An Introduction to Direct Indexing
Investors today seek more than just market-average returns. They’re looking for strategies that deliver after-tax outperformance, align with their financial goals, improve tax efficiency, and reflect their personal values. Direct indexing seeks to meet these needs by offering index-like exposure through custom equity portfolios, enhancing after-tax outcomes and allowing for greater personalization. In other words, direct indexing can deliver on investors’ search for more and better.
This paper introduces direct indexing by revisiting its foundational principles of index investing and tax-loss harvesting — two key components of a tax-efficient portfolio. We then present the case that by combining index investing and tax loss harvesting, direct indexing offers the potential for outperformance through “tax alpha,” which is the additional return from tax benefits unavailable with traditional index funds or exchange-traded funds (ETFs).

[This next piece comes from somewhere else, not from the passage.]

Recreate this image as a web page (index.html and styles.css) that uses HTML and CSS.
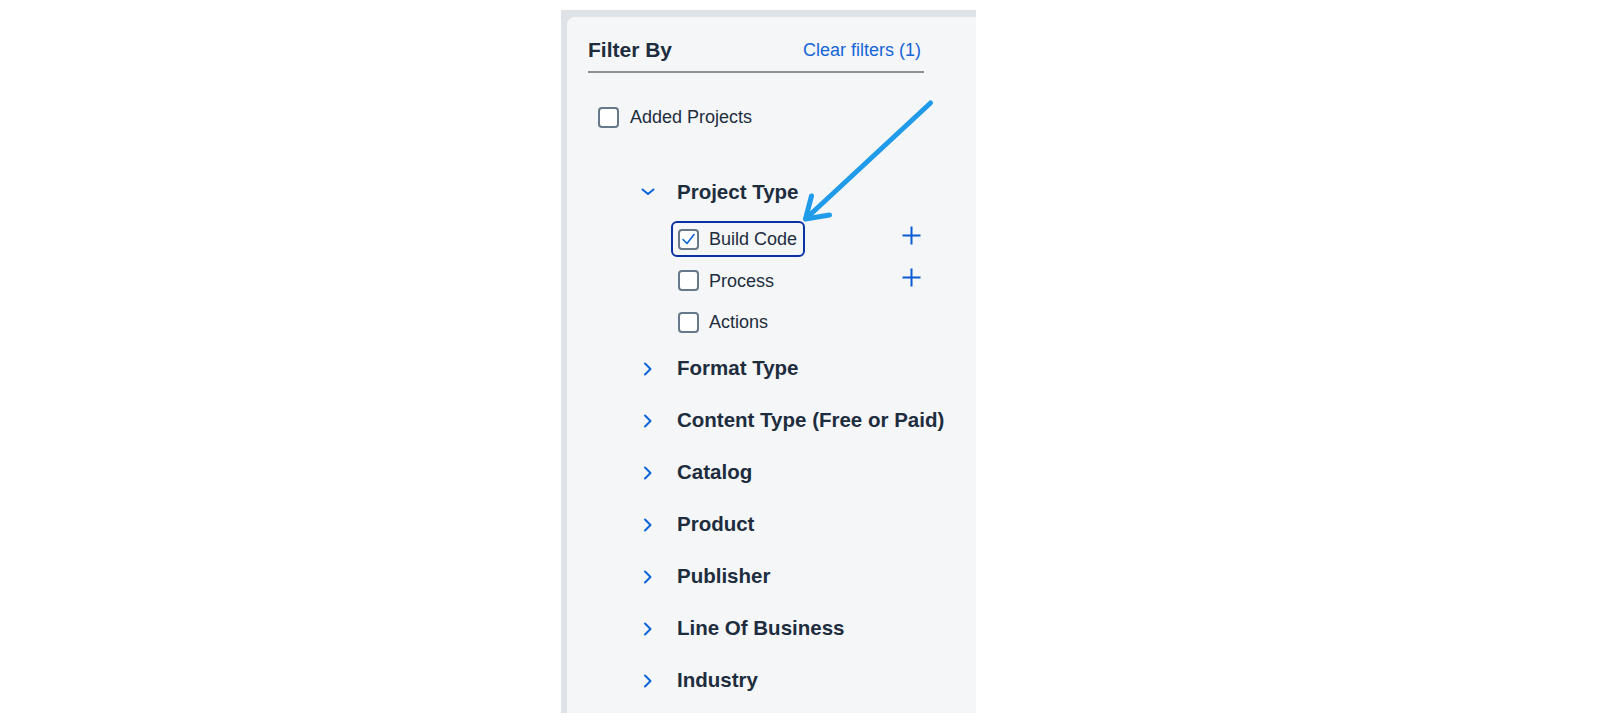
FILE: index.html
```html
<!DOCTYPE html>
<html lang="en">
<head>
<meta charset="utf-8">
<title>Filter By</title>
<link rel="stylesheet" href="styles.css">
</head>
<body>
<div class="frame">
  <aside class="panel">
    <div class="panel-header">
      <h2 class="title">Filter By</h2>
      <a class="clear-link" href="#">Clear filters (1)</a>
    </div>

    <label class="check-row added">
      <span class="checkbox"></span>
      <span class="check-text">Added Projects</span>
    </label>

    <ul class="tree">
      <li class="group open">
        <div class="group-head">
          <span class="chev"><svg viewBox="0 0 24 24" width="24" height="24"><path d="M6.5 9.5 L12 14 L17.5 9.5" /></svg></span>
          <span class="group-title">Project Type</span>
        </div>
        <ul class="items">
          <li class="item">
            <span class="item-label focused">
              <span class="checkbox checked"><svg viewBox="0 0 21 21" width="21" height="21"><path d="M5 10.5 L9 14.5 L16 5.5" /></svg></span>
              <span class="check-text">Build Code</span>
            </span>
            <span class="plus"><svg viewBox="0 0 19 19" width="19" height="19"><path d="M9.5 0.5 V18.5 M0.5 9.5 H18.5" /></svg></span>
          </li>
          <li class="item">
            <span class="item-label">
              <span class="checkbox"></span>
              <span class="check-text">Process</span>
            </span>
            <span class="plus"><svg viewBox="0 0 19 19" width="19" height="19"><path d="M9.5 0.5 V18.5 M0.5 9.5 H18.5" /></svg></span>
          </li>
          <li class="item">
            <span class="item-label">
              <span class="checkbox"></span>
              <span class="check-text">Actions</span>
            </span>
          </li>
        </ul>
      </li>
      <li class="group">
        <div class="group-head">
          <span class="chev"><svg viewBox="0 0 24 24" width="24" height="24"><path d="M9 6.5 L14.5 12 L9 17.5" /></svg></span>
          <span class="group-title">Format Type</span>
        </div>
      </li>
      <li class="group">
        <div class="group-head">
          <span class="chev"><svg viewBox="0 0 24 24" width="24" height="24"><path d="M9 6.5 L14.5 12 L9 17.5" /></svg></span>
          <span class="group-title">Content Type (Free or Paid)</span>
        </div>
      </li>
      <li class="group">
        <div class="group-head">
          <span class="chev"><svg viewBox="0 0 24 24" width="24" height="24"><path d="M9 6.5 L14.5 12 L9 17.5" /></svg></span>
          <span class="group-title">Catalog</span>
        </div>
      </li>
      <li class="group">
        <div class="group-head">
          <span class="chev"><svg viewBox="0 0 24 24" width="24" height="24"><path d="M9 6.5 L14.5 12 L9 17.5" /></svg></span>
          <span class="group-title">Product</span>
        </div>
      </li>
      <li class="group">
        <div class="group-head">
          <span class="chev"><svg viewBox="0 0 24 24" width="24" height="24"><path d="M9 6.5 L14.5 12 L9 17.5" /></svg></span>
          <span class="group-title">Publisher</span>
        </div>
      </li>
      <li class="group">
        <div class="group-head">
          <span class="chev"><svg viewBox="0 0 24 24" width="24" height="24"><path d="M9 6.5 L14.5 12 L9 17.5" /></svg></span>
          <span class="group-title">Line Of Business</span>
        </div>
      </li>
      <li class="group">
        <div class="group-head">
          <span class="chev"><svg viewBox="0 0 24 24" width="24" height="24"><path d="M9 6.5 L14.5 12 L9 17.5" /></svg></span>
          <span class="group-title">Industry</span>
        </div>
      </li>
    </ul>
  </aside>

  <svg class="annotation-arrow" viewBox="0 0 415 703" width="415" height="703">
    <path d="M369.5 93 L245 208.5" />
    <path d="M268.5 205 L244.5 209 L250.5 186" />
  </svg>
</div>
</body>
</html>
```

FILE: styles.css
```css
* {
  box-sizing: border-box;
}

html,
body {
  margin: 0;
  padding: 0;
  background: #ffffff;
}

body {
  font-family: "Liberation Sans", Arial, sans-serif;
  color: #1d2d3e;
}

.frame {
  position: relative;
  width: 415px;
  height: 703px;
  margin: 10px 0 0 561px;
  padding: 7px 0 0 6px;
  background: #dfe2e6;
  overflow: hidden;
}

.panel {
  height: 100%;
  padding: 16px 0 0 21px;
  background: #f5f6f7;
  border-top-left-radius: 8px;
}

.panel-header {
  display: flex;
  align-items: center;
  justify-content: space-between;
  width: 336px;
  height: 40px;
  padding: 0 3px 5px 0;
  border-bottom: 2px solid #8c8f93;
}

.title {
  margin: 0;
  font-size: 21px;
  font-weight: 700;
  line-height: 1;
  color: #1d2d3e;
}

.clear-link {
  font-size: 18px;
  line-height: 1;
  color: #1565d8;
  text-decoration: none;
}

.check-row {
  display: flex;
  align-items: center;
  gap: 11px;
  height: 40px;
  margin-top: 24px;
  padding-left: 10px;
}

.checkbox {
  display: inline-flex;
  align-items: center;
  justify-content: center;
  flex: none;
  width: 21px;
  height: 21px;
  border: 2px solid #66788a;
  border-radius: 4px;
  background: #ffffff;
}

.checkbox svg {
  display: block;
  margin: -2px;
  fill: none;
  stroke: #0a64d8;
  stroke-width: 1.6;
  stroke-linecap: round;
  stroke-linejoin: round;
}

.check-text {
  font-size: 18px;
  line-height: 1;
  color: #1d2d3e;
}

.tree,
.items {
  list-style: none;
  margin: 0;
  padding: 0;
}

.tree {
  margin-top: 29px;
}

.group-head {
  display: flex;
  align-items: center;
  gap: 17px;
  height: 52px;
  padding-left: 48px;
}

.chev {
  display: flex;
  align-items: center;
  justify-content: center;
  width: 24px;
  height: 24px;
}

.chev svg {
  display: block;
  fill: none;
  stroke: #0a64d8;
  stroke-width: 2;
  stroke-linecap: round;
  stroke-linejoin: round;
}

.group-title {
  font-size: 20.5px;
  font-weight: 700;
  line-height: 1;
  color: #1d2d3e;
  white-space: nowrap;
}

.items {
  display: flex;
  flex-direction: column;
  gap: 5.5px;
  padding: 3px 0 2.5px 83px;
}

.item {
  display: flex;
  align-items: center;
  justify-content: space-between;
  width: 250px;
  height: 36px;
}

.item-label {
  display: inline-flex;
  align-items: center;
  gap: 10px;
  height: 36px;
  padding: 0 6px 0 5px;
  border: 2px solid transparent;
  border-radius: 6px;
}

.item-label.focused {
  border-color: #0b32a3;
}

.plus {
  display: flex;
  margin-bottom: 7px;
}

.plus svg {
  display: block;
  fill: none;
  stroke: #0a5ad6;
  stroke-width: 2;
}

.annotation-arrow {
  position: absolute;
  top: 0;
  left: 0;
  overflow: visible;
  pointer-events: none;
  fill: none;
  stroke: #1f9be9;
  stroke-width: 5;
  stroke-linecap: round;
  stroke-linejoin: round;
}
```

Next, we examine the technological and structural developments that made direct indexing feasible, and assess the size and consistency of tax alpha over time.
Finally, we explore the customization potential of direct indexing, identify the types of investors who might stand to benefit most, and outline the key risks they should consider.
Key Takeaways
- Direct indexing offers a modern solution for investors seeking higher after-tax returns, personalization, and control. By enabling direct ownership of individual stocks, direct indexing unlocks tax-loss harvesting opportunities that traditional index funds cannot provide — potentially adding 1%–2%1 in annual tax alpha.
- Direct indexing’s value extends beyond tax benefits. It allows investors to tailor portfolios around concentrated positions, personal values, or estate-planning goals. It’s a strategy that might be suitable for high-income investors, business owners, and those with capital gains arising elsewhere in their portfolios.
- Direct indexing portfolios are not without risk. Investors should weigh the likelihood of tracking error, the need for offsetting gains, and potential tax law changes before proceeding. Additionally, Direct Indexing may involve higher management fees than traditional index funds due to its personalized nature and tax optimization features.
- As technology advances and investor needs evolve, direct indexing stands out as a cutting-edge approach that delivers more — and better — outcomes for today’s tax-aware investor.